Lee Ellis (Photo by Jack Thompson)
Lee Ellis at Ellis Motel, with Elvira. (Photo by Jack Thompson)
Lee Ellis and Elvira on the porch of Ellis Motel. (Photo by Jack Thompson)
Best known for his exalted Henkel Square concepts Ellis Motel Emporium & Lounge and Round Top Smokehouse, Lee Ellis was easy to spot. On weekends, he could often be found behind the smokehouse cash wrap with his signature long white beard and daily uniform of denim overalls, custom-designed trucker hat, and oversized black frames. He died Monday at age 63.
It spoke volumes that Ellis — who helped create the recipes and develop the menus and did the cooking — also took customers’ orders. He is the mastermind behind the untouchably cool design and merchandise inside Ellis Motel, which is not a hotel at all but a beloved local watering hole. Located in a restored circa-1800s farmhouse next door to the smokehouse, the bar interior embodies Ellis’ rebellious spirit. (It should come as no surprise that his first foray into entrepreneurship was a roller skate rental shop on Montrose Boulevard in Houston.)
Ellis and his black-and-white spaniel Elvira would often hold court atop barstools inside the Ellis Motel during breaks from feeding the smokehouse crowds.
Not unlike the bark on his expertly prepared brisket, Ellis’s hard exterior seemed a safeguard for a tender, creative soul who was also the driving force behind countless extraordinary restaurants in Houston and Austin.
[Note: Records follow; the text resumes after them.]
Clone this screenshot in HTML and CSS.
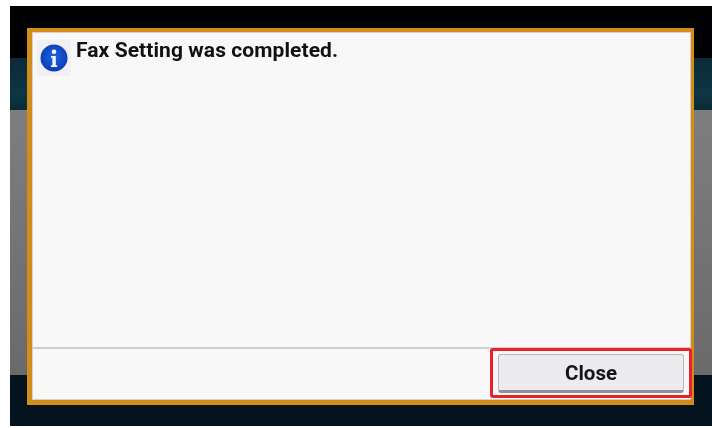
FILE: index.html
```html
<!DOCTYPE html>
<html lang="en">
<head>
<meta charset="utf-8">
<title>Fax Setting</title>
<link rel="stylesheet" href="styles.css">
</head>
<body>
<div class="screen">
  <div class="band band-top"></div>
  <div class="band band-teal"></div>
  <div class="band band-gray"></div>
  <div class="band band-bottom"></div>
  <div class="dialog">
    <div class="message">
      <div class="icon-tile">
        <svg class="info-icon" viewBox="0 0 28 28" aria-hidden="true">
          <defs>
            <radialGradient id="blue" cx="50%" cy="45%" r="58%">
              <stop offset="0" stop-color="#1f68e4"/>
              <stop offset="1" stop-color="#0a38b4"/>
            </radialGradient>
          </defs>
          <circle cx="14" cy="14" r="13.5" fill="url(#blue)"/>
          <circle cx="14" cy="7.8" r="2.3" fill="#f2f6ff"/>
          <path d="M11 12h4.8v9.2h1.4v1.8h-6.2v-1.8h1.4v-7.4h-1.4z" fill="#f2f6ff"/>
        </svg>
      </div>
      <p class="message-text">Fax Setting was completed.</p>
    </div>
    <div class="footer">
      <div class="highlight">
        <button class="close-btn" type="button">Close</button>
      </div>
    </div>
  </div>
</div>
</body>
</html>
```
FILE: styles.css
```css
html, body {
  margin: 0;
  padding: 0;
  background: #ffffff;
}
body {
  width: 712px;
  height: 428px;
  overflow: hidden;
  font-family: "Roboto", "Liberation Sans", sans-serif;
}
.screen {
  position: relative;
  margin: 6px 0 0 10px;
  width: 702px;
  height: 420px;
  display: flex;
  flex-direction: column;
  filter: blur(0.45px);
}
.band-top {
  height: 52px;
  background: #020204;
}
.band-teal {
  height: 52px;
  background: linear-gradient(#0a2a36, #0e3644 70%, #0a2a36);
}
.band-gray {
  height: 265px;
  background: linear-gradient(#7e7e7e, #6a6a6a);
}
.band-bottom {
  height: 51px;
  background: #04131d;
}
.dialog {
  position: absolute;
  left: 17px;
  top: 22px;
  width: 667px;
  height: 377px;
  box-sizing: border-box;
  border-style: solid;
  border-color: #d18c1a;
  border-width: 4px 3px 5px 5px;
  box-shadow: inset 0 0 0 1px #d9d2c4;
  background: #f8f8f9;
  display: flex;
  flex-direction: column;
}
.message {
  flex: 1;
  display: flex;
  align-items: flex-start;
  padding: 6px 0 0 5px;
  gap: 5px;
}
.icon-tile {
  width: 34px;
  height: 36px;
  margin-top: 2px;
  box-sizing: border-box;
  background: #f0f1f4;
  border-radius: 3px;
  display: flex;
  align-items: center;
  justify-content: center;
  flex: none;
}
.info-icon {
  width: 28px;
  height: 28px;
}
.message-text {
  margin: 0;
  font-size: 21px;
  line-height: 24px;
  letter-spacing: 0.08px;
  font-weight: 700;
  color: #111113;
}
.footer {
  height: 53px;
  box-sizing: border-box;
  border-top: 2px solid #cfcfd2;
  display: flex;
  justify-content: flex-end;
  align-items: flex-end;
}
.highlight {
  box-sizing: border-box;
  width: 202px;
  height: 50px;
  margin: 0 -1px 2px 0;
  padding: 3px 5px 2px;
  border: 3px solid #e8222a;
  border-radius: 3px;
  display: flex;
}
.close-btn {
  flex: 1;
  padding: 0;
  border: 1px solid #b8b8bc;
  border-bottom: 3px solid #8f9094;
  border-radius: 3px;
  background: #ececee;
  font-family: inherit;
  font-size: 20.5px;
  font-weight: 700;
  color: #161618;
}
```
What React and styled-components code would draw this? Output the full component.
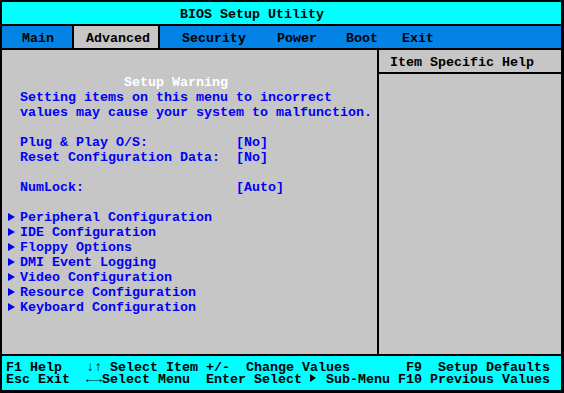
import React from 'react';
import styled, { createGlobalStyle } from 'styled-components';

const GlobalStyle = createGlobalStyle`
  *, *::before, *::after {
    box-sizing: border-box;
  }
  html, body {
    margin: 0;
    padding: 0;
    background: #ffffff;
  }
`;

const Screen = styled.div`
  width: 564px;
  height: 393px;
  display: flex;
  flex-direction: column;
  border-style: solid;
  border-color: #000;
  border-width: 2px 3px 3px 2px;
  font-family: 'Liberation Mono', 'DejaVu Sans Mono', monospace;
  font-weight: bold;
  font-size: 13.33px;
  line-height: 15px;
  color: #000;
  background: #c6c6c6;
`;

const TitleBar = styled.div`
  flex: 0 0 24px;
  padding: 5px 0 0 178px;
  background: #00ffff;
  border-bottom: 2px solid #000;
  white-space: pre;
`;

const MenuBar = styled.nav`
  flex: 0 0 24px;
  display: flex;
  padding-left: 20px;
  background: #0383e6;
  border-bottom: 2px solid #000;
`;

const MenuItem = styled.div`
  margin-left: ${(p) => p.$gap || 0}px;
  padding: 5px ${(p) => (p.$active ? '8px' : '0')} 0 ${(p) => (p.$active ? '12px' : '0')};
  background: ${(p) => (p.$active ? '#c6c6c6' : 'transparent')};
  border-left: ${(p) => (p.$active ? '2px solid #000' : 'none')};
  border-right: ${(p) => (p.$active ? '2px solid #000' : 'none')};
`;

const Body = styled.main`
  flex: 1;
  display: flex;
  min-height: 0;
`;

const LeftPanel = styled.section`
  flex: 0 0 377px;
  padding: 25px 0 0 18px;
  border-right: 2px solid #000;
  color: #0000f8;
`;

const RightPanel = styled.aside`
  flex: 1;
  display: flex;
  flex-direction: column;
`;

const HelpHeader = styled.div`
  flex: 0 0 24px;
  padding: 5px 0 0 11px;
  border-bottom: 2px solid #000;
  color: #000;
`;

const Group = styled.div`
  margin-bottom: 15px;
`;

const WarningTitle = styled.div`
  padding-left: 104px;
  color: #ffffff;
`;

const Line = styled.div`
  white-space: pre;
`;

const SettingRow = styled.div`
  display: grid;
  grid-template-columns: 216px auto;
  white-space: pre;
`;

const SubMenuItem = styled.div`
  margin-left: -12px;
  white-space: pre;
`;

const Arrow = styled.span`
  display: inline-block;
  width: 0;
  height: 0;
  border-left: ${(p) => p.$w || 7}px solid currentColor;
  border-top: ${(p) => p.$h || 4.5}px solid transparent;
  border-bottom: ${(p) => p.$h || 4.5}px solid transparent;
  margin-right: ${(p) => p.$mr || 5}px;
  vertical-align: ${(p) => p.$lift || 0}px;
`;

const Footer = styled.footer`
  flex: 0 0 36px;
  padding: 6px 0 0 4px;
  background: #00ffff;
  border-top: 2px solid #000;
  line-height: 12px;
  white-space: pre;
`;

const menus = [
  { label: 'Main', gap: 0 },
  { label: 'Advanced', gap: 18, active: true },
  { label: 'Security', gap: 22 },
  { label: 'Power', gap: 31 },
  { label: 'Boot', gap: 29 },
  { label: 'Exit', gap: 24 },
];

const subMenus = [
  'Peripheral Configuration',
  'IDE Configuration',
  'Floppy Options',
  'DMI Event Logging',
  'Video Configuration',
  'Resource Configuration',
  'Keyboard Configuration',
];

const App = () => {
  return (
    <>
      <GlobalStyle />
      <Screen>
        <TitleBar>BIOS Setup Utility</TitleBar>
        <MenuBar>
          {menus.map((m) => (
            <MenuItem key={m.label} $gap={m.gap} $active={m.active}>
              {m.label}
            </MenuItem>
          ))}
        </MenuBar>
        <Body>
          <LeftPanel>
            <Group>
              <WarningTitle>Setup Warning</WarningTitle>
              <Line>Setting items on this menu to incorrect</Line>
              <Line>values may cause your system to malfunction.</Line>
            </Group>
            <Group>
              <SettingRow>
                <span>Plug &amp; Play O/S:</span>
                <span>[No]</span>
              </SettingRow>
              <SettingRow>
                <span>Reset Configuration Data:</span>
                <span>[No]</span>
              </SettingRow>
            </Group>
            <Group>
              <SettingRow>
                <span>NumLock:</span>
                <span>[Auto]</span>
              </SettingRow>
            </Group>
            {subMenus.map((s) => (
              <SubMenuItem key={s}>
                <Arrow />
                {s}
              </SubMenuItem>
            ))}
          </LeftPanel>
          <RightPanel>
            <HelpHeader>Item Specific Help</HelpHeader>
          </RightPanel>
        </Body>
        <Footer>
          <div>{'F1 Help   \u2193\u2191 Select Item +/-  Change Values       F9  Setup Defaults'}</div>
          <div>
            {'Esc Exit  \u2190\u2192Select Menu  Enter Select '}
            <Arrow $w={6} $h={4} $mr={2} $lift={1} />
            {' Sub-Menu F10 Previous Values'}
          </div>
        </Footer>
      </Screen>
    </>
  );
};

export default App;
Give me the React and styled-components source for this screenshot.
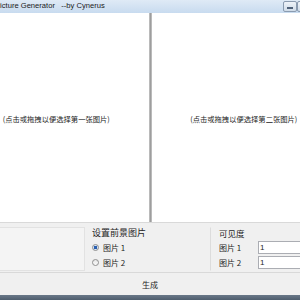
import React from 'react';
import styled, { createGlobalStyle } from 'styled-components';

const GlobalStyle = createGlobalStyle`
    html, body {
        margin: 0;
        padding: 0;
        background: #ffffff;
    }
    * {
        box-sizing: border-box;
    }
`;

const Viewport = styled.div`
    width: 300px;
    height: 300px;
    overflow: hidden;
    font-family: "Liberation Sans", "Noto Sans CJK SC", sans-serif;
    color: #1e1e1e;
`;

const Window = styled.div`
    width: 372px;
    margin-left: -36px;
    display: flex;
    flex-direction: column;
    height: 300px;
`;

const TitleBar = styled.div`
    height: 13px;
    display: flex;
    align-items: flex-start;
    background: linear-gradient(#dfeaf6, #c8dbef);
    padding-left: 31px;
`;

const Title = styled.span`
    font-size: 7.6px;
    line-height: 12px;
    white-space: pre;
    color: #1a1a1a;
`;

const Controls = styled.div`
    margin-left: auto;
    display: flex;
    padding-right: 1px;
`;

const CaptionButton = styled.div`
    width: ${props => props.wide ? '24px' : '14px'};
    height: 11px;
    margin-top: 1px;
    border: 1px solid #8a9bb0;
    border-radius: 2px;
    background: linear-gradient(#eef3f9, #cfdbe8);
    display: flex;
    align-items: center;
    justify-content: center;
`;

const MinGlyph = styled.div`
    width: 6px;
    height: 2px;
    margin-top: 3px;
    background: #ffffff;
    border: 1px solid #50627a;
`;

const Panels = styled.div`
    height: 209px;
    display: flex;
`;

const PicturePanel = styled.div`
    flex: 1;
    background: #ffffff;
    display: flex;
    align-items: center;
    justify-content: center;
    padding-top: 2px;
    font-family: "Noto Sans CJK SC", sans-serif;
    font-size: 7.3px;
    color: #222;
    white-space: nowrap;
`;

const Splitter = styled.div`
    width: 3px;
    background: linear-gradient(90deg, #c8c8c8, #9e9e9e, #c8c8c8);
`;

const Options = styled.div`
    height: 51px;
    background: #f0f0f0;
    border-top: 1px solid #d9d9d9;
    border-bottom: 1px solid #d9d9d9;
    display: grid;
    grid-template-columns: 121px 125px 1fr;
    padding: 4px 0 3px;
`;

const GroupBox = styled.div`
    border: 1px solid ${props => props.plain ? '#e2e2e2' : 'transparent'};
    border-left: ${props => props.divider ? '1px solid #dcdcdc' : ''};
    background: ${props => props.plain ? '#f4f4f4' : 'transparent'};
    padding: 0 0 0 ${props => props.indent || 6}px;
    display: flex;
    flex-direction: column;
    font-family: "Noto Sans CJK SC", sans-serif;
`;

const GroupLabel = styled.div`
    font-size: ${props => props.size || 8.5}px;
    line-height: 10px;
    margin-bottom: 2px;
    color: #1e1e1e;
`;

const RadioRow = styled.label`
    display: flex;
    align-items: center;
    gap: 4px;
    height: 15px;
    font-size: 8px;
    color: #1e1e1e;
`;

const RadioDot = styled.span`
    width: 7px;
    height: 7px;
    border-radius: 50%;
    border: 1px solid #8f8f8f;
    background: ${props => props.checked
        ? 'radial-gradient(circle, #2a5fb0 0 1.6px, #d8e4f2 2px)'
        : 'linear-gradient(#e6e6e6, #fafafa)'};
`;

const FieldRow = styled.div`
    display: flex;
    align-items: center;
    height: 14px;
    font-size: 8px;
    margin-bottom: 1px;
`;

const FieldName = styled.span`
    width: 39px;
`;

const Field = styled.div`
    flex: 1;
    height: 13px;
    background: #ffffff;
    border: 1px solid #abadb3;
    font-family: "Liberation Sans", sans-serif;
    font-size: 8px;
    line-height: 11px;
    padding-left: 1px;
`;

const ButtonRow = styled.div`
    height: 22px;
    background: #f0f0f0;
    display: flex;
    align-items: center;
    justify-content: center;
    font-family: "Noto Sans CJK SC", sans-serif;
    font-size: 8px;
    color: #1e1e1e;
`;

const Frame = styled.div`
    flex: 1;
    background: linear-gradient(#6a7888, #4f5e6e);
`;

export default function App() {
    return (
        <Viewport>
            <GlobalStyle />
            <Window>
                <TitleBar>
                    <Title>{'Picture Generator   --by Cynerus'}</Title>
                    <Controls>
                        <CaptionButton><MinGlyph /></CaptionButton>
                        <CaptionButton />
                        <CaptionButton wide />
                    </Controls>
                </TitleBar>
                <Panels>
                    <PicturePanel>(点击或拖拽以便选择第一张图片)</PicturePanel>
                    <Splitter />
                    <PicturePanel>(点击或拖拽以便选择第二张图片)</PicturePanel>
                </Panels>
                <Options>
                    <GroupBox plain />
                    <GroupBox indent={6}>
                        <GroupLabel size={9}>设置前景图片</GroupLabel>
                        <RadioRow><RadioDot checked />图片 1</RadioRow>
                        <RadioRow><RadioDot />图片 2</RadioRow>
                    </GroupBox>
                    <GroupBox divider indent={8}>
                        <GroupLabel>可见度</GroupLabel>
                        <FieldRow><FieldName>图片 1</FieldName><Field>1</Field></FieldRow>
                        <FieldRow><FieldName>图片 2</FieldName><Field>1</Field></FieldRow>
                    </GroupBox>
                </Options>
                <ButtonRow>生成</ButtonRow>
                <Frame />
            </Window>
        </Viewport>
    );
}
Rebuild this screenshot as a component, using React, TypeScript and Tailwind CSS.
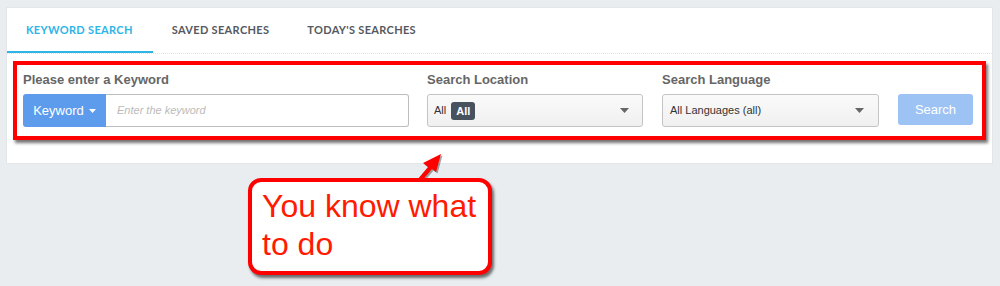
import React from "react";

const TABS = ["Keyword Search", "Saved Searches", "Today's Searches"];

function Caret() {
  return (
    <svg width="9" height="5" viewBox="0 0 9 5" className="shrink-0">
      <path d="M0 0 L9 0 L4.5 5 Z" fill="#666" />
    </svg>
  );
}

export default function App() {
  return (
    <div
      className="relative w-[1000px] h-[286px] bg-[#e9edf0] pt-[7px] pl-[6px]"
      style={{ fontFamily: "'Liberation Sans', Arial, sans-serif" }}
    >
      {/* Card */}
      <div className="w-[987px] h-[157px] bg-white border border-[#e3e6e9]">
        {/* Tabs */}
        <div className="flex h-[46px] border-b border-dotted border-[#e1e4e7]">
          {TABS.map((tab, i) => (
            <div
              key={tab}
              className={`flex items-center px-[19px] pt-[1px] text-[11px] font-bold uppercase tracking-[0.03em] ${
                i === 0
                  ? "text-[#2cb5e8] border-b-2 border-[#2cb5e8] pr-[20px]"
                  : "text-[#55595f] border-b-2 border-transparent"
              }`}
              style={{ fontFamily: "Lato, 'Open Sans', sans-serif" }}
            >
              {tab}
            </div>
          ))}
        </div>

        {/* Highlighted form */}
        <div className="px-[6px] pt-[7px]">
          <div className="border-4 border-[#ff0000] shadow-[2px_3px_3px_rgba(0,0,0,0.55)] pl-[6px] pr-[8px] pt-[6px] pb-[9px] flex items-end gap-[18px]">
            <div className="w-[386px]">
              <div className="text-[13px] font-bold text-[#666] h-[18px] leading-[18px] mb-[5px]">
                Please enter a Keyword
              </div>
              <div className="flex h-[33px]">
                <div className="w-[83px] bg-[#5d9cec] text-white text-[13px] flex items-center justify-center gap-[5px] rounded-l-[3px]">
                  Keyword
                  <svg width="7" height="4" viewBox="0 0 7 4">
                    <path d="M0 0 L7 0 L3.5 4 Z" fill="#fff" />
                  </svg>
                </div>
                <div className="flex-1 border border-[#bdbdbd] border-l-0 rounded-r-[3px] flex items-center pl-[11px] text-[11px] italic text-[#bbb]">
                  Enter the keyword
                </div>
              </div>
            </div>

            <div className="w-[216px]">
              <div className="text-[13px] font-bold text-[#666] h-[18px] leading-[18px] mb-[5px]">
                Search Location
              </div>
              <div className="h-[33px] border border-[#c4c4c4] rounded-[3px] bg-gradient-to-b from-[#fafafa] to-[#f0f0f0] flex items-center pl-[6px] pr-[13px]">
                <span className="text-[11px] text-[#333]">All</span>
                <span className="ml-[5px] bg-[#48525e] text-white text-[11px] font-bold rounded-[3px] px-[5px] h-[18px] leading-[18px]">
                  All
                </span>
                <span className="flex-1" />
                <Caret />
              </div>
            </div>

            <div className="w-[217px] ml-[1px]">
              <div className="text-[13px] font-bold text-[#666] h-[18px] leading-[18px] mb-[5px]">
                Search Language
              </div>
              <div className="h-[33px] border border-[#c4c4c4] rounded-[3px] bg-gradient-to-b from-[#fafafa] to-[#f0f0f0] flex items-center pl-[7px] pr-[14px]">
                <span className="text-[11px] text-[#333]">All Languages (all)</span>
                <span className="flex-1" />
                <Caret />
              </div>
            </div>

            <div className="ml-[1px] mb-[2px] w-[75px] h-[31px] bg-[#9cc3f4] rounded-[3px] text-white text-[13px] flex items-center justify-center">
              Search
            </div>
          </div>
        </div>
      </div>

      {/* Arrow annotation */}
      <svg
        className="absolute left-[408px] top-[148px]"
        width="42"
        height="38"
        viewBox="0 0 42 38"
      >
        <g transform="translate(1.5,1.5)" fill="rgba(0,0,0,0.35)">
          <path d="M9 32 L20 19 L15 15 L33 6 L28 24 L24 21 L13 34 Z" />
        </g>
        <path d="M9 32 L20 19 L15 15 L33 6 L28 24 L24 21 L13 34 Z" fill="#ff0000" />
      </svg>

      {/* Callout */}
      <div className="absolute left-[248px] top-[178px] w-[244px] h-[97px] border-4 border-[#ff0000] rounded-[13px] bg-white shadow-[2px_3px_3px_rgba(0,0,0,0.55)] pl-[10px] pt-[5px]">
        <div className="text-[32px] leading-[38px] text-[#ff1a00]">
          You know what
          <br />
          to do
        </div>
      </div>
    </div>
  );
}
Lee’s Fried Chicken & Donuts, State Fare Kitchen & Bar, Liberty Kitchen & Oysterette, BRC, Petite Sweets, and Pi Pizza were all originally developed through Ellis’ partnerships with F.E.E.D TX and Cherry Pie Hospitality.
Those who have followed Ellis’ career fondly recall the energy and excitement his enterprises brought to town.
“Lee Ellis was a visionary, more than just an entrepreneur,” says PaperCity editor at large Laurann Claridge, who wrote about Ellis’ culinary enterprises for the magazine and counted him as a friend. “He was the consummate concept king who gave Houston some of the most original and exciting nightclubs, restaurants, bakeries and retail spaces the city has ever seen.
“For all his ventures in the world of hospitality, he culled together talented collaborators from every sector and brought out the best in each of them.”
“His energy was boundless,” Claridge continues. “You couldn’t help but see how inspired he was by the process of creating something completely new and different. Although his concepts elevated casual dining and drinking, the fare he conjured was always approachable and fun. Lee was a one-of-a-kind talent whom we will miss dearly.”
Ellis parted ways with both F.E.E.D TX and Cherry Pie in recent years in favor of new ventures and greener pastures in Round Top. He and his wife, Melissa Savarino Ellis, found home in the quiet, rolling hills and together managed and grew their multiple businesses, which will continue to delight and inspire locals and tourists alike.